Meet Lachlan Winter

I did not just “get unlucky” with Crohn’s disease. My body was expressing what my childhood could not. Trauma with no safe outlet does not disappear — it stores, and in me it stored in the gut. Inflammation became language. Crohn’s became expression.

Despite that, I still rose. I made the AIS, represented Australia at junior level, and played professional basketball on talent and potential alone. But my career ended before it truly began — not because I lacked discipline, but because my body was never listened to. It kept breaking down: knees, surgeries, chronic arthritis, spinal issues, inflammation across my whole kinetic chain. Every system around me told me to push harder and override the signals.

I went into Exercise Physiology not as an academic curiosity but as a survival project. I wanted to know why my body had failed me. I finished my degree more disillusioned and in more pain than when I started. The models gave me concepts, but not healing. Meanwhile, the medical system escalated: over a decade on Humira, corticosteroids, threats of major surgery, talk of chemotherapy-class drugs, a childhood shaped by hospital corridors more than freedom.

My Journey to Resilience

Eventually I stepped outside the system. Not recklessly — deliberately. I became my own experiment.
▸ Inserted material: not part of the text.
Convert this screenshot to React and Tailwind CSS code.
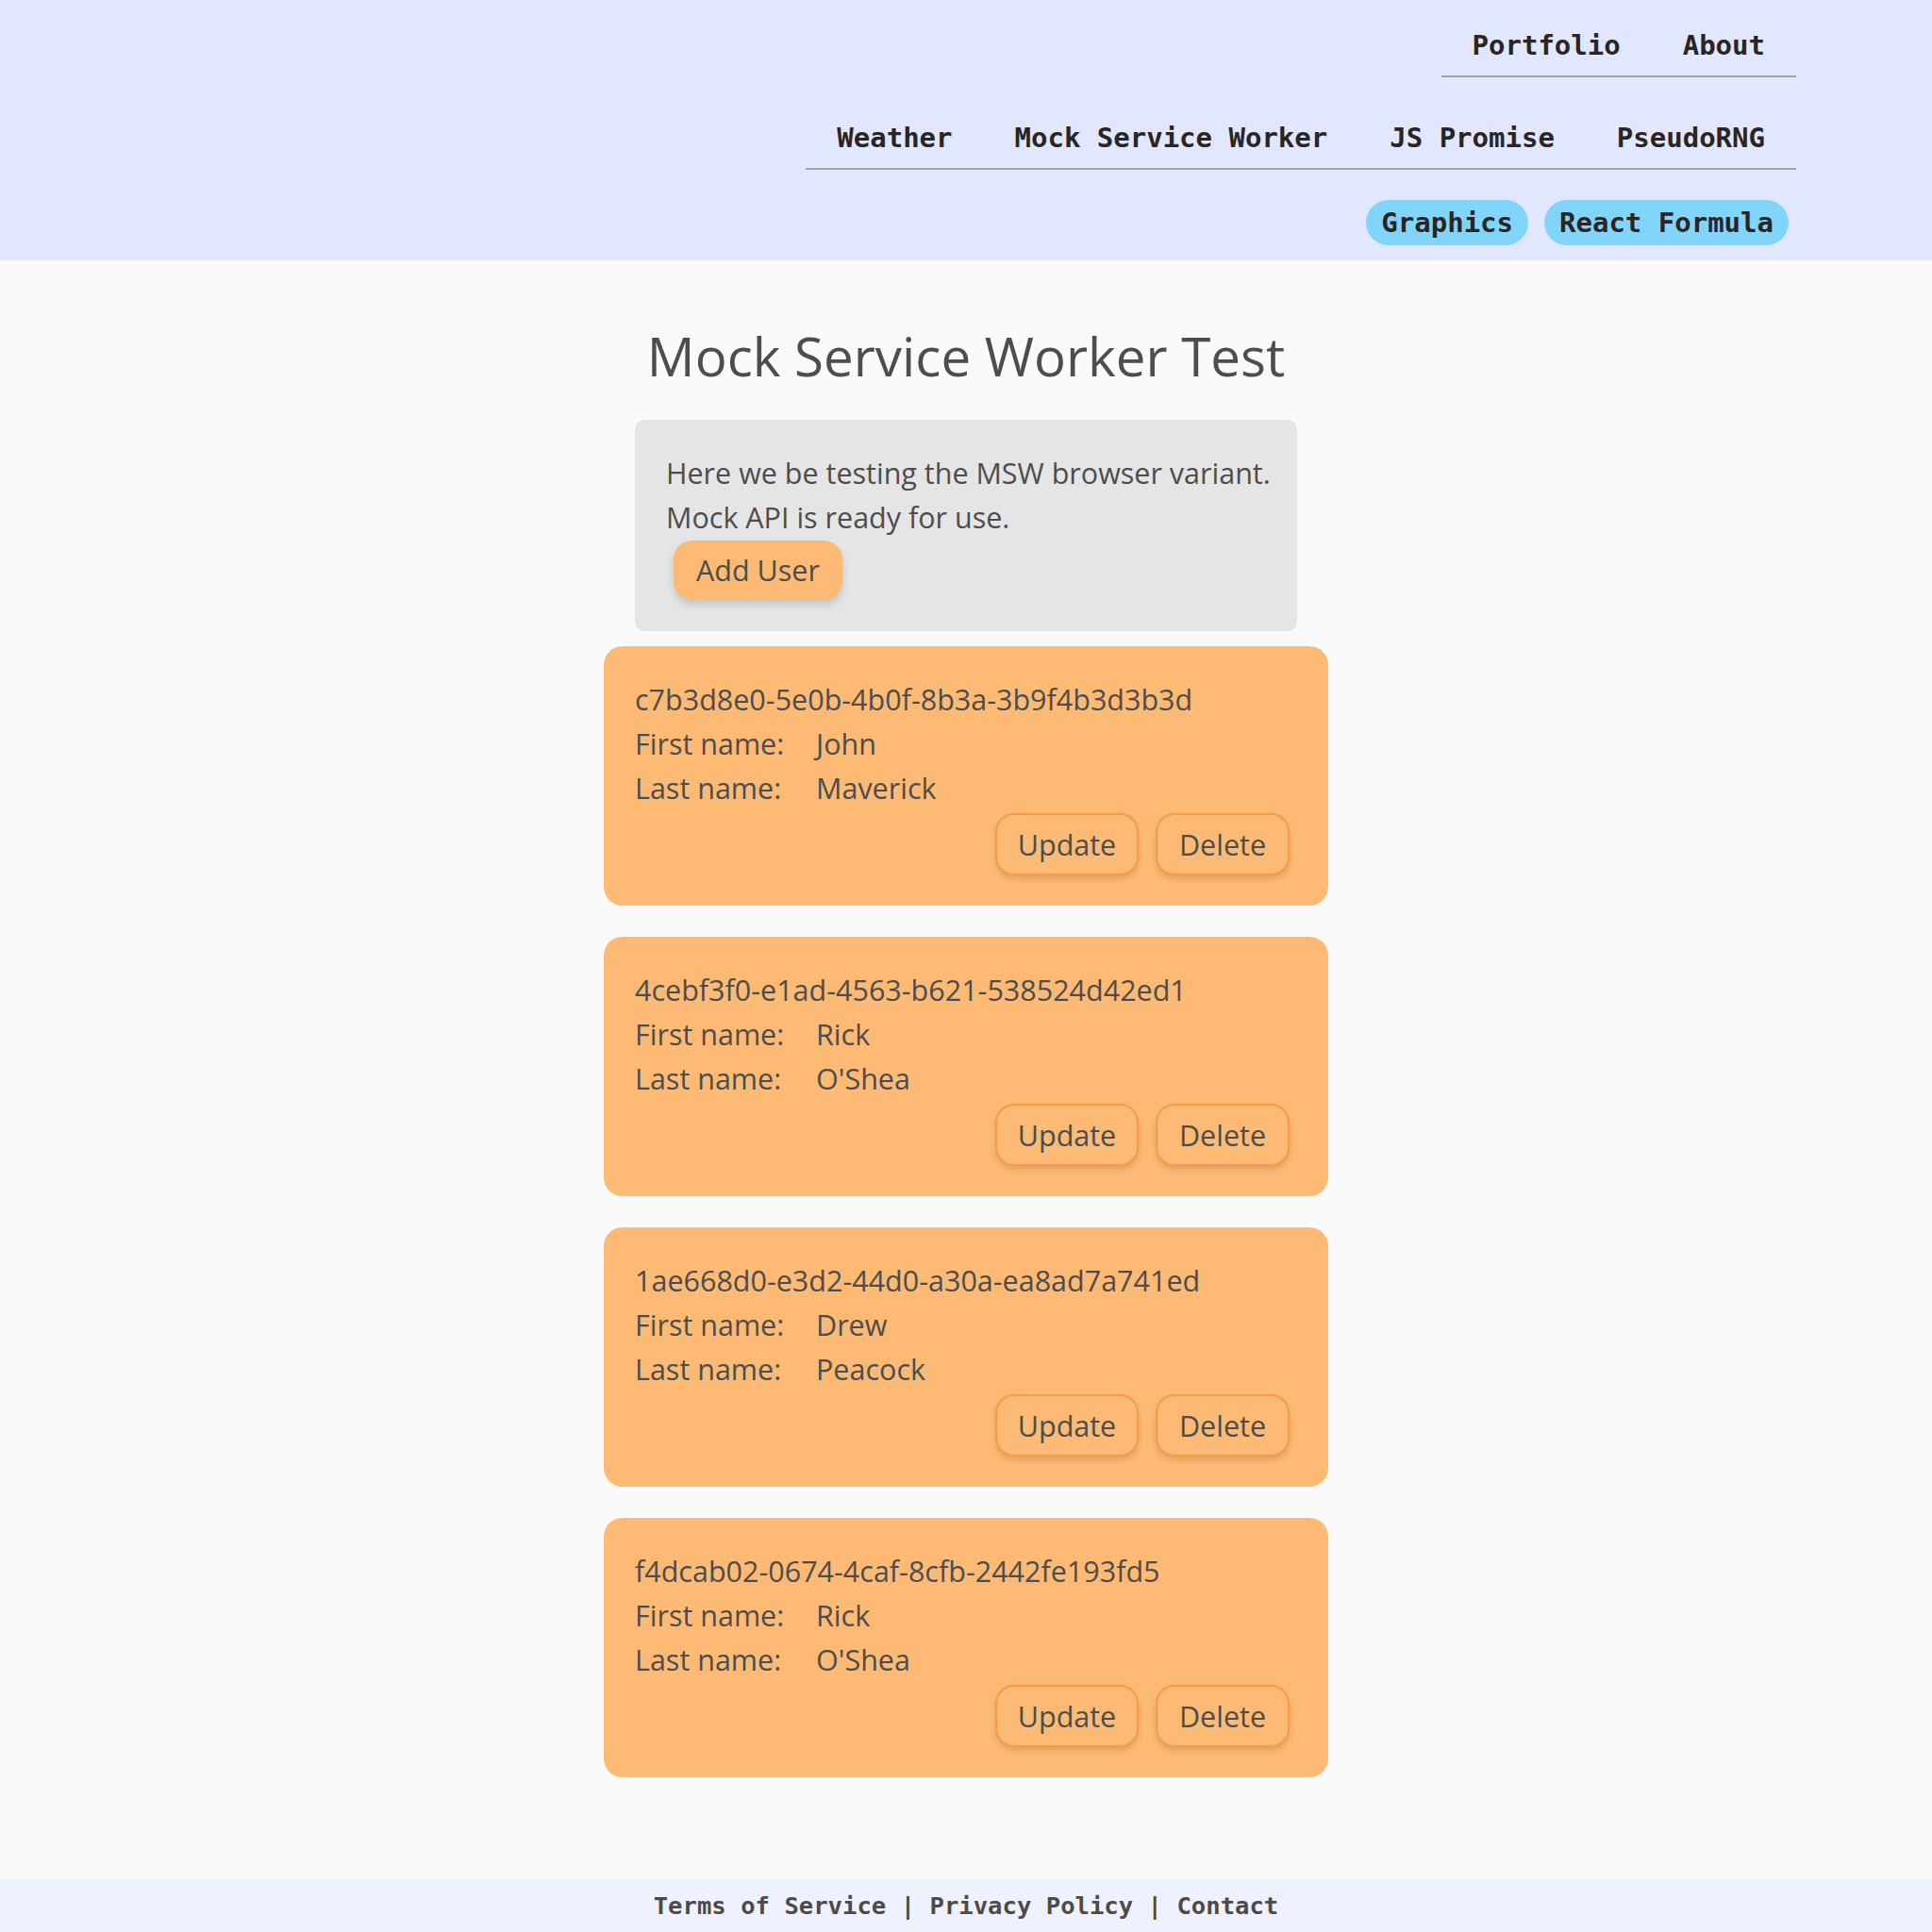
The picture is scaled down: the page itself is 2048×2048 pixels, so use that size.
import React from "react";

const mono = "font-['DejaVu_Sans_Mono','Liberation_Mono',monospace]";
const sans = "font-['Segoe_UI','Open_Sans','Noto_Sans',sans-serif]";

const users = [
  { id: "c7b3d8e0-5e0b-4b0f-8b3a-3b9f4b3d3b3d", first: "John", last: "Maverick" },
  { id: "4cebf3f0-e1ad-4563-b621-538524d42ed1", first: "Rick", last: "O'Shea" },
  { id: "1ae668d0-e3d2-44d0-a30a-ea8ad7a741ed", first: "Drew", last: "Peacock" },
  { id: "f4dcab02-0674-4caf-8cfb-2442fe193fd5", first: "Rick", last: "O'Shea" },
];

function CardButton({ children, w }) {
  return (
    <button
      className={`${w} h-[66px] flex items-center justify-center rounded-[20px] border-2 border-[#fb9a45] bg-[#fdba74] text-[30.5px] leading-[47px] text-[#4d4d4d] shadow-[0_4px_6px_rgba(0,0,0,0.12)]`}
    >
      {children}
    </button>
  );
}

function UserCard({ u }) {
  return (
    <div className="w-[768px] rounded-[20px] bg-[#fdba74] pl-[33px] pr-[41px] pt-[33px] pb-[32px] text-[30.5px] leading-[47px] text-[#4d4d4d]">
      <div>{u.id}</div>
      <div className="flex">
        <span className="w-[192px]">First name:</span>
        <span>{u.first}</span>
      </div>
      <div className="flex">
        <span className="w-[192px]">Last name:</span>
        <span>{u.last}</span>
      </div>
      <div className="mt-[3px] flex justify-end gap-[18px]">
        <CardButton w="w-[152px]">Update</CardButton>
        <CardButton w="w-[142px]">Delete</CardButton>
      </div>
    </div>
  );
}

export default function App() {
  return (
    <div className={`min-h-screen flex flex-col bg-[#fafafa] ${sans}`}>
      <header className={`h-[276px] bg-[#e0e7ff] flex flex-col items-end pr-[144px] ${mono} font-bold text-[29px] leading-[34px] text-[#2a2522]`}>
        <nav className="flex border-b-2 border-[#a3a3a3] pt-[31px] pb-[15px]">
          <a className="px-[33px]">Portfolio</a>
          <a className="px-[33px]">About</a>
        </nav>
        <nav className="flex border-b-2 border-[#a3a3a3] pt-[47px] pb-[15px]">
          <a className="px-[33px]">Weather</a>
          <a className="px-[33px]">Mock Service Worker</a>
          <a className="px-[33px]">JS Promise</a>
          <a className="px-[33px]">PseudoRNG</a>
        </nav>
        <div className="flex gap-[17px] pr-[8px] mt-[32px]">
          <span className="h-[48px] flex items-center rounded-full bg-[#81d4fa] px-[16px]">Graphics</span>
          <span className="h-[48px] flex items-center rounded-full bg-[#81d4fa] px-[16px]">React Formula</span>
        </div>
      </header>

      <main className="flex-1 flex flex-col items-center pb-[40px]">
        <h1 className="mt-[67px] text-[56.5px] leading-[70px] font-normal text-[#4d4d4d]">
          Mock Service Worker Test
        </h1>
        <div className="mt-[32px] w-[702px] rounded-[10px] bg-[#e5e5e5] px-[33px] pt-[33px] pb-[33px] text-[30.5px] leading-[47px] text-[#4d4d4d] whitespace-nowrap">
          <div>Here we be testing the MSW browser variant.</div>
          <div>Mock API is ready for use.</div>
          <button className="ml-[8px] mt-[1px] h-[63px] px-[24px] rounded-[20px] bg-[#fdba74] text-[#4d4d4d] shadow-[0_5px_8px_rgba(0,0,0,0.15)]">
            Add User
          </button>
        </div>
        <div className="mt-[16px] flex flex-col gap-[33px]">
          {users.map((u) => (
            <UserCard key={u.id} u={u} />
          ))}
        </div>
      </main>

      <footer className={`h-[56px] bg-[#eef2ff] flex items-center justify-center ${mono} font-bold text-[25.6px] text-[#4f4a47] whitespace-pre`}>
        Terms of Service | Privacy Policy | Contact
      </footer>
    </div>
  );
}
Diet, fasting, nervous system work, meditation retreats, wilderness, breathwork, trauma work, movement reintegration — I went to extreme lengths to get better.

But the deepest shift was never nutritional, biomechanical or pharmaceutical. It was relational. I stopped treating my body as the enemy that had betrayed me. I stopped telling it to shut up and be stronger. I stopped asking “Why is this happening to me?” and started asking “What is this showing me?”

Crohn’s was no longer weakness — it was suppressed truth. Arthritis was no longer bad luck — it was accumulated tension. Structural instability mirrored emotional instability. Inflammation mirrored internal conflict.

The shift from domination to dialogue changed everything. From forcing to listening. From suppression to integration. From control to attunement.

This is what now underpins everything I teach. Whether it is my work with ABILITIVE and NDIS participants, or with men and high performers who feel lost, burnt out, or stuck in bodies that no longer feel like home — my philosophy is the same: empowerment over enabling, reconstruction over quick fixes, sovereignty over dependence.

I am not interested in selling hype. I am here to model what it looks like to rebuild, honestly. A man who lost his body. Rebuilt it deliberately. And now teaches others to do the same — not through force, but through attunement, capability, and relentless self-responsibility.